Movie Review: Who We Are: A Chronicle of Racism in America
Movie Review: Who We Are: A Chronicle of Racism in America

Movie Review: Who We Are: A Chronicle of Racism in America

The United States of America is one of the greatest countries in the world…AND racism is built into the fabric of American society. Like a college lecture or start of a thesis, Jeffery Robinson deliberately and calmly walks the audience through these contrary but true statements, presenting his case. As someone who’s sat through a lecture like this before, Robinson’s version has a more empathetic tone to help the uninformed and misinformed consider that this version of history probably hues more closely to the actual version of events in US History: a perfect documentary for a junior or senior in high school.

Robinson is a brilliant man: a Harvard educated lawyer who’s worked in criminal and social justice for decades.
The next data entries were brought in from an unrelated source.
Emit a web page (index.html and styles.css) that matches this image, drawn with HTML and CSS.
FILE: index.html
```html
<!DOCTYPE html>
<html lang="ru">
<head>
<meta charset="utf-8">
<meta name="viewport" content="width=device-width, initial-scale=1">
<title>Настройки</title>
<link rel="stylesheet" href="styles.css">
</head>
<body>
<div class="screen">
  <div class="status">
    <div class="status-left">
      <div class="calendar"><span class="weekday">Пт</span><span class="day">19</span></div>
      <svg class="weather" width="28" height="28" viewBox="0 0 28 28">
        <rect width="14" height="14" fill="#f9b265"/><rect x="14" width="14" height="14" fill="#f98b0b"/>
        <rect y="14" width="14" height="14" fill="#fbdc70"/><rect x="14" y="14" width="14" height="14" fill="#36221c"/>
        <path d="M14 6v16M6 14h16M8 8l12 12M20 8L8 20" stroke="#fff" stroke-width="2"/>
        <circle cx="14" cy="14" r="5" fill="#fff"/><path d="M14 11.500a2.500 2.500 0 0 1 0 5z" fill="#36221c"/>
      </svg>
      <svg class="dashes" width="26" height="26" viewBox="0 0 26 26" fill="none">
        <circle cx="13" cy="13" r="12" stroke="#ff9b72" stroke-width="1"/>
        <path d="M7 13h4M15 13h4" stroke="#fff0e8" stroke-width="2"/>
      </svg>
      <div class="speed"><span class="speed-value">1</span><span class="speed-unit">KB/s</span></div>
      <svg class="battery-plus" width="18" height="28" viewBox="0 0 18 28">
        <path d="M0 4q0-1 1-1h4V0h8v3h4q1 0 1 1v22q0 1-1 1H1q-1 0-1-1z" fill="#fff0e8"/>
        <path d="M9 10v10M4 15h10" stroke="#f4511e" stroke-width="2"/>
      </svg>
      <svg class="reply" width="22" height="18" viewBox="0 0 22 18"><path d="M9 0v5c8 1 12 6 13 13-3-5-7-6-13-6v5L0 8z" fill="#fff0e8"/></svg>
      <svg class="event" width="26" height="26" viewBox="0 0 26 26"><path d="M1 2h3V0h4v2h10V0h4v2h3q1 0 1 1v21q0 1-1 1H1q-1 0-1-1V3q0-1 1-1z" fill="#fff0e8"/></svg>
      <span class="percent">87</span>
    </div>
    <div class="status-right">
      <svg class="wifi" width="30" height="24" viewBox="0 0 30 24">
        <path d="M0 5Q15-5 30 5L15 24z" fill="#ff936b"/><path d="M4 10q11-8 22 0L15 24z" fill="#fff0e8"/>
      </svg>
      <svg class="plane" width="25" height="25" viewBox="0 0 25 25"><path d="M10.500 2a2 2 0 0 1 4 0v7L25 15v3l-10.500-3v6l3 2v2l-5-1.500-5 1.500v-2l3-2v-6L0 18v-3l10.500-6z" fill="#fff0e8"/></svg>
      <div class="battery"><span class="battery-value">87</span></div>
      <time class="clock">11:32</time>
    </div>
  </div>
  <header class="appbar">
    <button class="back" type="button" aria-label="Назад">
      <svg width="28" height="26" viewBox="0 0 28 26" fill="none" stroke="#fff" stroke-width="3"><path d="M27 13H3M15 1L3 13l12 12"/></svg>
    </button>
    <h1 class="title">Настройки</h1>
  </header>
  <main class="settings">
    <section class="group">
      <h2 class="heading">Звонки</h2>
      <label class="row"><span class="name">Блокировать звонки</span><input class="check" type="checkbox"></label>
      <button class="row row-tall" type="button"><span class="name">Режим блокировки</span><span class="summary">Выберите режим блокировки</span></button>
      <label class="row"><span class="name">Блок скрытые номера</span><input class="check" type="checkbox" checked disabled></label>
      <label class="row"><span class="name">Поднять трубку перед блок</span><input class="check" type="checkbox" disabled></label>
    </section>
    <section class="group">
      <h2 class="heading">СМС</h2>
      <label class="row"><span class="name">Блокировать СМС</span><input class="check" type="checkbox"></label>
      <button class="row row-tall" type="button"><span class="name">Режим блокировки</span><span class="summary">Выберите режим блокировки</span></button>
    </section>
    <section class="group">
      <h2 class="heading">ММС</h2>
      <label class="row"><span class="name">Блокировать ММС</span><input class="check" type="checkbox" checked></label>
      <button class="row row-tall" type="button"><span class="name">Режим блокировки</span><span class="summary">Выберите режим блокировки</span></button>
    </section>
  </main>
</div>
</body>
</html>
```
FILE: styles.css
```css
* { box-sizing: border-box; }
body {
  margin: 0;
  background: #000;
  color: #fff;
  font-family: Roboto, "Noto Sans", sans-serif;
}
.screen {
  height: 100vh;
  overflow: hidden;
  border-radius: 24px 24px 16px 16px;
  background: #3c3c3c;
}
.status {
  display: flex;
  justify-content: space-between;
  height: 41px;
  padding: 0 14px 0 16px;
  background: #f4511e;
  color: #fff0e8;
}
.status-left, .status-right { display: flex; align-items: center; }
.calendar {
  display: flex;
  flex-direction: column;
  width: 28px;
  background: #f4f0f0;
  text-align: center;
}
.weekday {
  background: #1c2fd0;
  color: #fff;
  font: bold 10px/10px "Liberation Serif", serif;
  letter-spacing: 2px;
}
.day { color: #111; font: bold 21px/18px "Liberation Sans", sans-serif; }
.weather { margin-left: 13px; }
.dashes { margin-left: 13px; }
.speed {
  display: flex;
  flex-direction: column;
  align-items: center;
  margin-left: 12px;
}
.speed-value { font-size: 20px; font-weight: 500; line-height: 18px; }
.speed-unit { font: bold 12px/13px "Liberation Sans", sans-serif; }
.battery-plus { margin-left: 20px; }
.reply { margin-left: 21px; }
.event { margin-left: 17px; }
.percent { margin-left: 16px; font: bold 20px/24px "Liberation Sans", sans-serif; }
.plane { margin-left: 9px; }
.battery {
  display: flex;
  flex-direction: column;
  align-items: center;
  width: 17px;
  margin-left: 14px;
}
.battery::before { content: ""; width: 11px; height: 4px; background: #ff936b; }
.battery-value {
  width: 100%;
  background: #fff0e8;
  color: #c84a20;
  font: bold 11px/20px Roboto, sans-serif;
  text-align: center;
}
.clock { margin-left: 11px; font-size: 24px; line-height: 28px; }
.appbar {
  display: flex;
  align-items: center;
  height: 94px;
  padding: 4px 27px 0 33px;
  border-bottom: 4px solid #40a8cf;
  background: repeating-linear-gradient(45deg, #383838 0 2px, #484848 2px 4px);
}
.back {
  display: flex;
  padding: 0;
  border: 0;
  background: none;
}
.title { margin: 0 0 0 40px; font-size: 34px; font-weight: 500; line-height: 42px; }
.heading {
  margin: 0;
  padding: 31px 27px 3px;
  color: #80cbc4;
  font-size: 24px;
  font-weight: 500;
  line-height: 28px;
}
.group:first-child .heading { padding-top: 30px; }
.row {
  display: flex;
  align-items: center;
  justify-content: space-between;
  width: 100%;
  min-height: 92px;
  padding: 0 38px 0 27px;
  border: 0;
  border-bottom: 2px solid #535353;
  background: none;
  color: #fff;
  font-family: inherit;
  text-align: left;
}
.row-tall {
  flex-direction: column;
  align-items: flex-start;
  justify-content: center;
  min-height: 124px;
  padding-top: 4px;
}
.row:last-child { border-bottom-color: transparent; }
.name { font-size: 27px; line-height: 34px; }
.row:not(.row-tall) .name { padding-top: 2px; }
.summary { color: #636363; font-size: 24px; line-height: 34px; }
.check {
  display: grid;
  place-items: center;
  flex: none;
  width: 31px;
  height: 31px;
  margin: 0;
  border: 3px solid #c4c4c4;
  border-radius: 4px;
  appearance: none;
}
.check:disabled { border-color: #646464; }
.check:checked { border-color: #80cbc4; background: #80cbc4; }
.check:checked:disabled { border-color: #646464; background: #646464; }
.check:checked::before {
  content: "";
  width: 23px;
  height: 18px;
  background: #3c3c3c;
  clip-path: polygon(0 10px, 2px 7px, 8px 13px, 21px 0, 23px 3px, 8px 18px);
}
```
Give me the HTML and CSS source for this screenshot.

This documentary, put on by the Who We Are project which he is an executive director for, uses lecture clips from Robinson to an audience and works in pieces of US history into the story he is presenting. On the lecture side of the doc, Robinson smartly uses real quotes/location shoots to bring us to the places of some stories from the US’s racial history. And every now and again, Robinson takes us to his hometown, giving us some background into his upbringing and his small piece to add to that complicated history.

For anyone with the slightest bit of interest in the history of race (particularly African American) in the United States, a lot of the stories Robinson tells will probably be familiar to you (except maybe the Tulsa genocide: THAT should be taught in school for sure). So what does Robinson do differently here; what does he bring to the table? His first big thesis is the diametrically opposite parts of the US past: that it stands for something great and good…and it is also fundamentally built upon racism. That fundamental inherent conflict fits American racial history like a glove. There’s periods of progress (Reconstruction in the South), followed by different types of systemic racism (Jim Crow), which then get found out and fixed (Civil Rights), only for the rascism to morph again (war on drugs, redlining). The US gets to these tipping points of real progress and change, only to be undercut by some new challenge/discrimination to overcome. This explanation also succeeds hopefully and getting through to what I believe to be his target audience: innocent, but uninformed white people/people in power, because it doesn’t immediately blame white people for all of society’s ills: simultaneously they can be a force for good or a roadblock depending on the issue. It’s just important to know that duality is always present, and people in power should think a little harder about if they are a helper or inhibitor to progress and equality.

Which brings us to the 2nd thing Robinson brings to the conversation: George Orwell’s 1984. This quote in particular “Who controls the past controls the future; who controls the present controls the past.” He gently reminds everyone that basically until the middle of the 20th century, white people in power controlled the present, therefore, the past and future as well. He points this out by using real quotes from those famous historical figures that happen to also supplement his “US duality” theory. At this point, I think most people know that almost all of the founding fathers of the US were slave owners themselves (Robinson uses ledgers to point that out). Or, how currently white people claim the Civil War was about “Southern pride and values/the economy” while that entire economy was built around free black labor, and each state had in its Secession papers that “slavery” was a primary reason they wanted to leave the US. But the best example was Robinson using Donald Trump’s statements about Andrew Jackson and the Civil War, which many might believe is true…only for Robinson to use Jackson’s own life/words to disprove everything Trump said about the 7th US President. Robinson clearly sees this as one of the next, growing roadblocks (literally whitewashing US history), and the Who We Are project wants to set the record straight.

But maybe the best way Robinson drives the point home is his personal stories, which really pack more of an emotional wallop than I was expecting. It’s a great example of how to come together as a multicultural society and build for a better tomorrow, to eliminate the icky parts of the US’s dual conflicting existence. Robinson himself is a living embodiment of the best of America, and Who We Are hopes to make all of us to find our best nature and give the Chronicle of Racism in the United States a real, tangible, endpoint.